If, for some reason, you accept language challenge, other factors are still counted. If you are happened to be non-EEA (European Economy Area) student, you will need a visa to study in Europe. If you were unconditionally accepted by an  UK university, you would highly likely get a visa that cover your period of study (, provided that you can show financial support, of course). But, if you were unconditionally accepted by a German university, you would get a visa that cover only three months, at most, and you need to renew it after you arrive in Germany (, well, there might be exception but it’s very rare). Visiting authority is never a pleasure so you would want to keep it at minimum. Moreover, in Germany, everybody must report his/her address to the authority. Another hassle. So, in total, you need at least two more authority visits if you decide to study in Germany rather than the UK. I don’t know the rule of other countries but I think it hard to beat the UK in this aspect. The UK really makes it easy for students.

I had visited some UK universities and found they were pretty dense. Most of school buildings were in the same area. I found it impressive as it gave the sense of multi-discipline. Moreover, I can easily get around on foot, which is very convenient. On the contrary, so far, I had visited two German universities, Bonn and RWTH Aachen, and found they were sparse. I can’t get around on foot because university’s buildings were very far away from each other.

Student accommodation also makes the difference. I’m aware this varies university to university so this would be comparison between Edinburgh and Bonn. In Edinburgh, I did everything online and I never have to visit the student accommodation office. All I had to do were go there and take my keys. Easy. In Bonn, almost everything were offline. I had to fax application form to the accommodation office, go there to sign contract when I arrive in Germany, pay deposit in cash as I don’t have German card which I can’t have it because I don’t have address in Germany, take the keys, and go back to the office to return the direct debit form. Moreover, I got fully furnished flat in Edinburgh but partly furnished in Bonn. I don’t have reading lamp, I don’t have microwave oven, I don’t have chop board. I got bed sheet and stuffs but they were used. So I had to go to buy new ones on the first day because I wasn’t sure whether they were clean. I have to share bathroom, toilet, and kitchen with other four folks. I only shared bathroom and toilet with other two friends in Edinburgh. The kitchen for three in Edinburgh was bigger than one for five in Bonn. The fridge in Edinburgh was much better than what I got here as well. I also got a clean person to clean shared area in Edinburgh, but I don’t get one in Bonn. However, this is an unfair comparison because the rent in Edinburgh was twice of the rent in Bonn. So, you may say I get what I pay for. But I would say I’m willing to pay more to get better accommodation. I feel the room in Bonn is not worth the money.
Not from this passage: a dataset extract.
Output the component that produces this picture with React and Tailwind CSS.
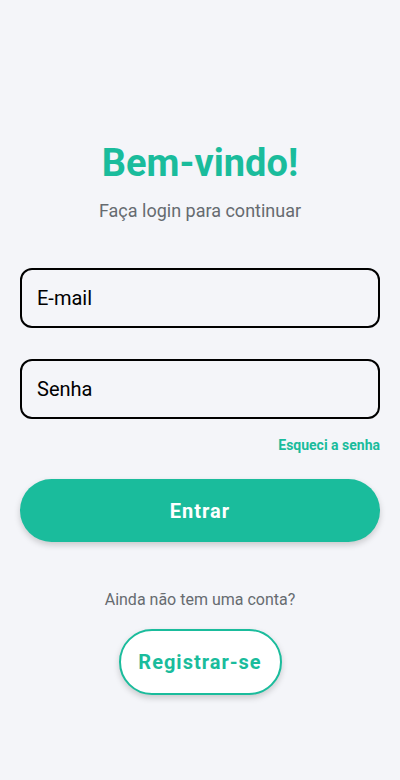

Moreover, since Edinburgh’s campus was dense, student accommodations were so close to the schools that students can walk to school. It was a very pleasant life. In contrast, students in Bonn can’t walk to school as it is so far away (in my case, 30+ minute walk). This is bad since I don’t get exercise as by product when going to school. Also, I can’t do something meaningful while commuting.
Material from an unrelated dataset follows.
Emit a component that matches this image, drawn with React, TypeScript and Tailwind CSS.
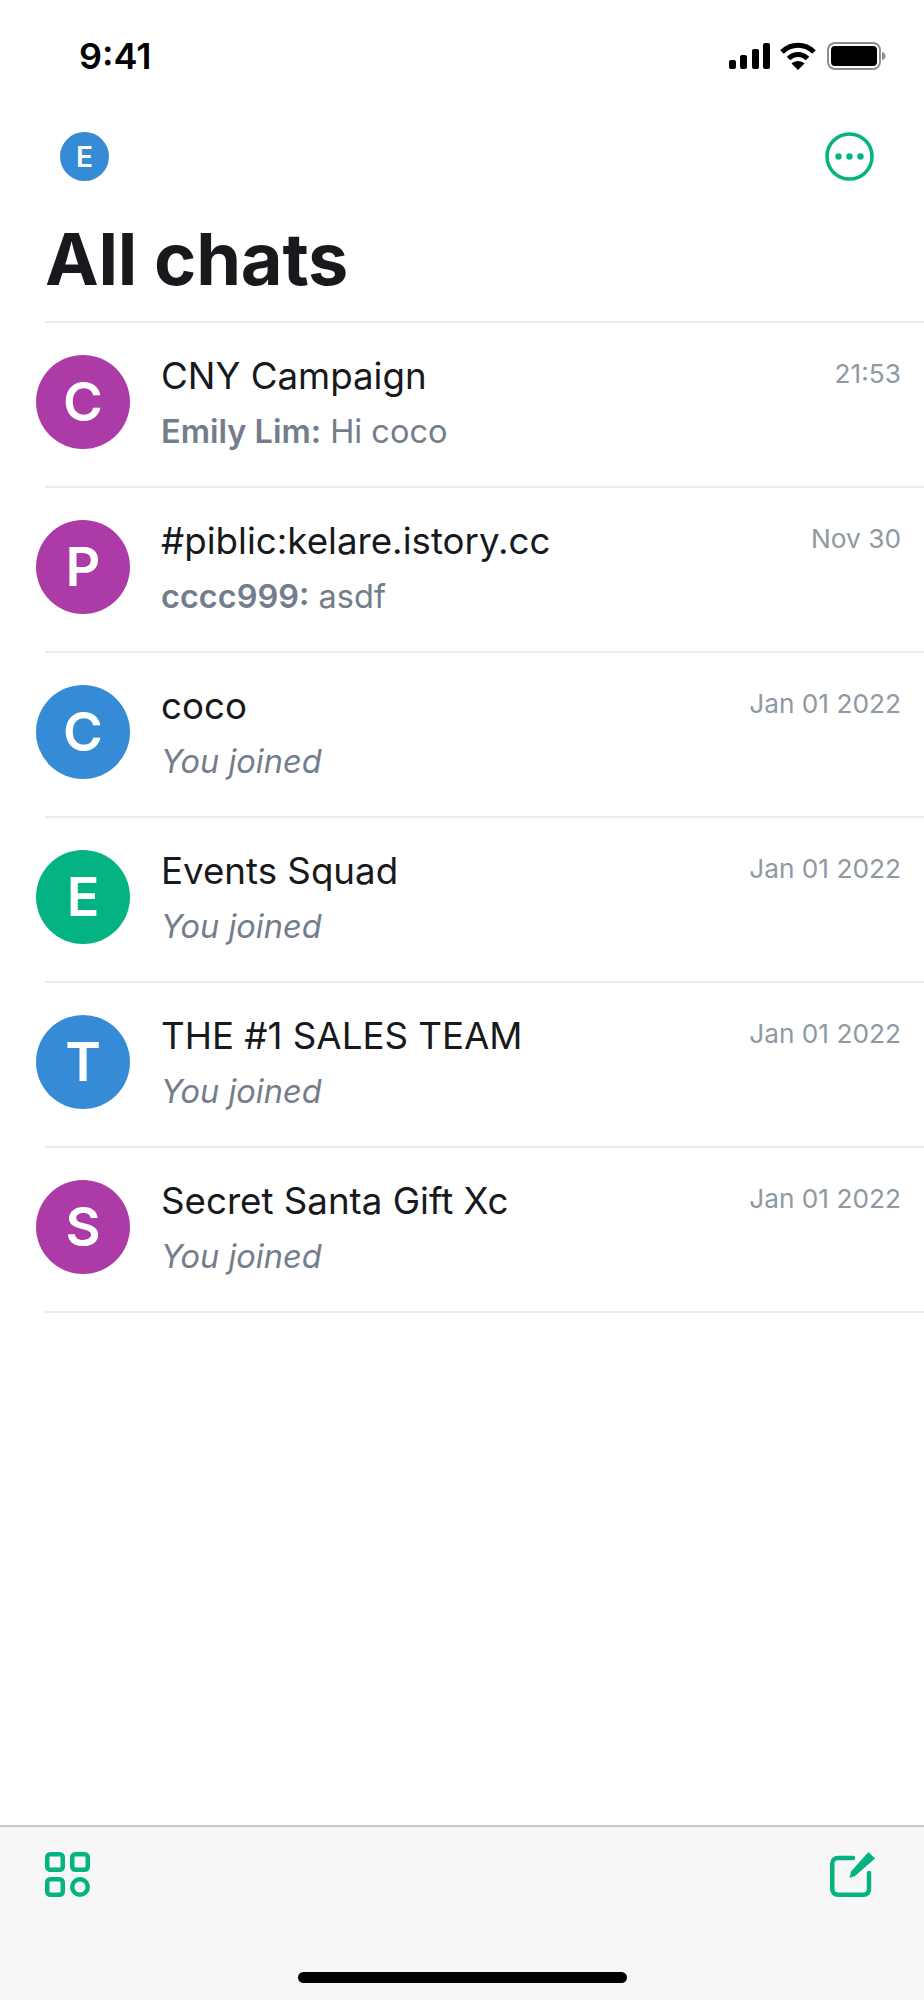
const chats = [
  { letter: "C", color: "bg-[#ac3ba8]", name: "CNY Campaign", sender: "Emily Lim:", text: "Hi coco", time: "21:53" },
  { letter: "P", color: "bg-[#ac3ba8]", name: "#piblic:kelare.istory.cc", sender: "cccc999:", text: "asdf", time: "Nov 30" },
  { letter: "C", color: "bg-[#368bd6]", name: "coco", text: "You joined", time: "Jan 01 2022" },
  { letter: "E", color: "bg-[#03b381]", name: "Events Squad", text: "You joined", time: "Jan 01 2022" },
  { letter: "T", color: "bg-[#368bd6]", name: "THE #1 SALES TEAM", text: "You joined", time: "Jan 01 2022" },
  { letter: "S", color: "bg-[#ac3ba8]", name: "Secret Santa Gift Xc", text: "You joined", time: "Jan 01 2022" },
];

function StatusBar() {
  return (
    <div className="flex h-[112px] items-center justify-between pl-[79px] pr-[38px]">
      <span className="text-[36px] font-semibold leading-none text-black">9:41</span>
      <div className="flex items-center">
        <svg width="42" height="26" viewBox="0 0 42 26" fill="#000" className="mr-[9px]">
          <rect x="0" y="17" width="7" height="9" rx="2" />
          <rect x="11" y="12" width="7" height="14" rx="2" />
          <rect x="23" y="6" width="7" height="20" rx="2" />
          <rect x="34" y="0" width="7" height="26" rx="2" />
        </svg>
        <svg width="36" height="28" viewBox="0 0 36 28" fill="none" stroke="#000" strokeWidth="5" className="mr-[11px]">
          <path d="M2 10C11 1 25 1 34 10" />
          <path d="M8.5 16.5C14 11 22 11 27.5 16.5" />
          <path d="M18 28L11.5 21.5C15 18 21 18 24.5 21.5Z" fill="#000" stroke="none" />
        </svg>
        <svg width="59" height="28" viewBox="0 0 59 28" fill="none">
          <rect x="1" y="1" width="52" height="26" rx="7" stroke="#8e8e8e" strokeWidth="2" />
          <rect x="4" y="4" width="46" height="20" rx="4" fill="#000" />
          <path d="M55 10C57.5 10.5 58.5 12 58.5 14C58.5 16 57.5 17.5 55 18Z" fill="#8e8e8e" />
        </svg>
      </div>
    </div>
  );
}

function Row({ chat }: { chat: (typeof chats)[number] }) {
  return (
    <div className="ml-[45px] flex h-[165px] border-b-2 border-[#ebebeb] pr-[23px]">
      <div className={`-ml-[9px] mt-[32px] flex h-[94px] w-[94px] shrink-0 items-center justify-center rounded-full ${chat.color} text-[54px] font-semibold leading-none text-white`}>
        {chat.letter}
      </div>
      <div className="ml-[31px] flex min-w-0 flex-1 flex-col pt-[29px]">
        <div className="flex items-start justify-between">
          <span className="text-[36.7px] leading-[48px] text-[#17191c]">{chat.name}</span>
          <span className="pt-[4px] text-[26.25px] leading-[36px] text-[#8e99a4]">{chat.time}</span>
        </div>
        <div className="mt-[10px] text-[32.5px] leading-[44px] text-[#737d8c]">
          {chat.sender ? (
            <>
              <span className="font-semibold">{chat.sender}</span> {chat.text}
            </>
          ) : (
            <span className="italic">{chat.text}</span>
          )}
        </div>
      </div>
    </div>
  );
}

export default function App() {
  return (
    <div className="flex h-[2000px] w-[924px] flex-col bg-white font-['Inter',sans-serif]">
      <StatusBar />
      <div className="flex items-center justify-between pl-[60px] pr-[50px] pt-[20px]">
        <div className="flex h-[49px] w-[49px] items-center justify-center rounded-full bg-[#368bd6] text-[28px] font-semibold leading-none text-white">
          E
        </div>
        <svg width="49" height="49" viewBox="0 0 49 49" fill="none">
          <circle cx="24.5" cy="24.5" r="22.5" stroke="#03b381" strokeWidth="3.5" />
          <circle cx="13.5" cy="24.5" r="3.2" fill="#03b381" />
          <circle cx="24.5" cy="24.5" r="3.2" fill="#03b381" />
          <circle cx="35.5" cy="24.5" r="3.2" fill="#03b381" />
        </svg>
      </div>
      <h1 className="pl-[45px] pt-[42px] text-[72px] font-bold leading-[72px] tracking-[-0.2px] text-[#17191c]">All chats</h1>
      <div className="ml-[45px] mt-[26px] border-b-2 border-[#ebebeb]" />
      <div className="flex flex-1 flex-col">
        {chats.map((chat, i) => (
          <Row key={i} chat={chat} />
        ))}
      </div>
      <div className="flex h-[175px] flex-col border-t-2 border-[#c8c8c8] bg-[#f7f7f7]">
        <div className="flex items-start justify-between pl-[45px] pr-[48px] pt-[25px]">
          <svg width="45" height="45" viewBox="0 0 45 45" fill="none" stroke="#03b381" strokeWidth="4.5">
            <rect x="2.25" y="2.25" width="15.5" height="15.5" rx="3" />
            <rect x="27.25" y="2.25" width="15.5" height="15.5" rx="3" />
            <rect x="2.25" y="27.25" width="15.5" height="15.5" rx="3" />
            <circle cx="35" cy="35" r="7.75" />
          </svg>
          <svg width="46" height="45" viewBox="0 0 46 45" fill="none">
            <path d="M23 6H8C4.5 6 2.25 8.2 2.25 11.5V37C2.25 40.5 4.5 42.75 8 42.75H33.5C37 42.75 39 40.5 39 37V21" stroke="#03b381" strokeWidth="4.5" strokeLinecap="round" />
            <path d="M38.5 0L45 6.5L25 24L19.5 26L21 19.5Z" fill="#03b381" />
          </svg>
        </div>
        <div className="mx-auto mt-[75px] h-[11px] w-[329px] rounded-full bg-black" />
      </div>
    </div>
  );
}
German universities have advantages over UK’s too. At least, German universities provide cheap and decent food. Food in student cafe in Edinburgh has narrow range of choices and is expensive.

Last but certainly not least, the education system surely influences the decision. In the UK, a Master course usually takes only one year. Elsewhere, it takes two years. Personally, a year is a long time. As I already said no one wants to waste his/her time. You could make a fortune in one year. Therefore, why would you want to spend one more year on studying for the same type of degree? You surely gain some more expertise in the extra year but you can also acquire it from other sources. And the expertise obtained outside the class room is usually more appreciated than in class expertise. Moreover, these days, you can’t teach in top university without being a PhD, or at least a PhD candidate. Thus, spending more time in Master course is unreasonable. Therefore, I do believe the UK system is better for student.
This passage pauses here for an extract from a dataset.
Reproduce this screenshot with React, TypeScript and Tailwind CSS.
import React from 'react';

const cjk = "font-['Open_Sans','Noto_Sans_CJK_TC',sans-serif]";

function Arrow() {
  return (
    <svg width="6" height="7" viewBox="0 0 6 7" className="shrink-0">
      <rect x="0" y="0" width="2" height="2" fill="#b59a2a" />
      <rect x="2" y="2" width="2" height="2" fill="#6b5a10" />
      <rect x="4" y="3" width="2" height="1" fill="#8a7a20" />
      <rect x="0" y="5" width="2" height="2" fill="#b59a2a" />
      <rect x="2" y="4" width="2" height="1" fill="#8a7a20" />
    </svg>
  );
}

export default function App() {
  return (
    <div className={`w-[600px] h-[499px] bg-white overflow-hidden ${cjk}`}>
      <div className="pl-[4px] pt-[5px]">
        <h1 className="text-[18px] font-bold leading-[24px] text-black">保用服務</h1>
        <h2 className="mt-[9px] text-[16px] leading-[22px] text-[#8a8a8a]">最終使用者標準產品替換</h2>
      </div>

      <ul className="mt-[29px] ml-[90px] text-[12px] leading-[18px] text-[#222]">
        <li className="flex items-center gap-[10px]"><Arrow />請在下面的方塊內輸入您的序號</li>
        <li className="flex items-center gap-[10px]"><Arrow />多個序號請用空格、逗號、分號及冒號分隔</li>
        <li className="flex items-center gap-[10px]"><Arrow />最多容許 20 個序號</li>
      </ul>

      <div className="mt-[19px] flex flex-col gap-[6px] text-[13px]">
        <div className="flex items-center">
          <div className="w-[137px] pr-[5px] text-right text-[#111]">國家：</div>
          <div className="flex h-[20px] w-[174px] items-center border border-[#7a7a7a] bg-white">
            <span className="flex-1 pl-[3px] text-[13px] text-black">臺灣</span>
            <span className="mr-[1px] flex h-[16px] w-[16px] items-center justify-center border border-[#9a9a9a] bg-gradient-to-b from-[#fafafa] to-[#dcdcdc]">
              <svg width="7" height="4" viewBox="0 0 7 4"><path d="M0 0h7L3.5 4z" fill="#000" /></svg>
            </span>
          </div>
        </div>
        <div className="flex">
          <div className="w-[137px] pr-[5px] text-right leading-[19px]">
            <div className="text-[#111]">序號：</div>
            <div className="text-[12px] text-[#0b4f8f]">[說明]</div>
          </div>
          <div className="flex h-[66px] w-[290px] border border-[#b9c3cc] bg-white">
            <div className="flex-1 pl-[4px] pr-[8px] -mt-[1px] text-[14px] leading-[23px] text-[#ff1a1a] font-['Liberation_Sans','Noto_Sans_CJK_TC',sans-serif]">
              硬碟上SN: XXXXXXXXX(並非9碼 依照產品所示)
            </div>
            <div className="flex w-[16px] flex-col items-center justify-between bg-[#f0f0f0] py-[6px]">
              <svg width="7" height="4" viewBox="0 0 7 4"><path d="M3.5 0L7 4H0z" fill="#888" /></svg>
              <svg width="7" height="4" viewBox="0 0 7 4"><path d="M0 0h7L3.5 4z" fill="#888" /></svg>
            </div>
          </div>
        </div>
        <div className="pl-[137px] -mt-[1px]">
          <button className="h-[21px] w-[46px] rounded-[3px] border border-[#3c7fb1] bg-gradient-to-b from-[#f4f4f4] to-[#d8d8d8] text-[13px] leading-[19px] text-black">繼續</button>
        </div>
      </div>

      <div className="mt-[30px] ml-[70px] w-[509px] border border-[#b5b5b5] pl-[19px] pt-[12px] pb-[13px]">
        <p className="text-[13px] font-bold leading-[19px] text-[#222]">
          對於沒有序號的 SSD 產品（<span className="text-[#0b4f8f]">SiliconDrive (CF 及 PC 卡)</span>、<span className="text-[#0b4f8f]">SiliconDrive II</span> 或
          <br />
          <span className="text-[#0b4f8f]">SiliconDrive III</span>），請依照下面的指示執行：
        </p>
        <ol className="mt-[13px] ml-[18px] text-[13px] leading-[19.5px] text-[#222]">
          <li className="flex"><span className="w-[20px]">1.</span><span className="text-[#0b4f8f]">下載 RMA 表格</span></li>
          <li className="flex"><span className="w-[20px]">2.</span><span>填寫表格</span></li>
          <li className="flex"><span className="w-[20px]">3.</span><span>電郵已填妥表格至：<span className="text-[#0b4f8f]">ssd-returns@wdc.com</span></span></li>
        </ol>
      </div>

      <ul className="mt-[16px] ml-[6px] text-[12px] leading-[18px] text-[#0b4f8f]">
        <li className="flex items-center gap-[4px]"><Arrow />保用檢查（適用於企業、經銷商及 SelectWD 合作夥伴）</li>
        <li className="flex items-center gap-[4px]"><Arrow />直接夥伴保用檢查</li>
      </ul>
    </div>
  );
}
In conclusion, the UK universities, at least Edinburgh, do a very good job to accommodate international student’s needs. Students need minimum effort to adjust to the life as they are in English speaking country. The regulation is simple. The environment is good.  Student accommodation offers great value, although at high price as well. Most importantly, the length of study makes them really special.

I wish I graduate this year.

3 Comments leave one →
  1. izzueelsa permalink
    October 28, 2009 11:53 pm

    I was gobsmacked when I saw you fax your accommodation requirement form to Germany.
    I could not understand why they don’t introduce an on-line booking service, isn’t it more convenient and less costly?

    Applying for a residence permit and other administration stuff are really annoying, in particular, when you have to adjust yourself quickly to the new culture. But, on the other hand, I think it is a precious opportunity for you to learn yourself better. You would learn how to be well-organised, and to keep calm when you’re in trouble. You would learn how to see this world from different angles. You would be more mature and thoughtful. You would be more persistent and determined………Personally, I think the advantages of studying in a non-English speaking country, for example, Germany, outweighs than the UK. Because you will be like a sponge absorbing as much new ideas as you can. Isn’t it good?

    About one or two years Master’s programme, I have an opposite idea as yours. Perhaps you are much smarter than ordinary people, so you think it is kind of wasting time to spend two years on a Mater’s degree. But, from my experience, as a recent graduate, I think one-year taught programme is not enough. Frankly, I do not think I learn a lot from class. Plus, I spent almost my first term on conquering language barrier, I could say I learnt nothing about business expertise but quite a lot of correct English. I should be happy with it, shouldn’t I? ~”~

  2. Nataliia permalink
    April 19, 2010 4:30 pm

    Your story is very interesting.
    Could you tell me please did you pay the registration deposit to study in EuMI and was it also 100 euro? Thank you.

    • kittipatv permalink*
      May 16, 2010 8:21 pm

      Sorry for late reply.

      No I didn’t pay the deposit, I am awarded the scholarship so I am exempted from any tuition fees.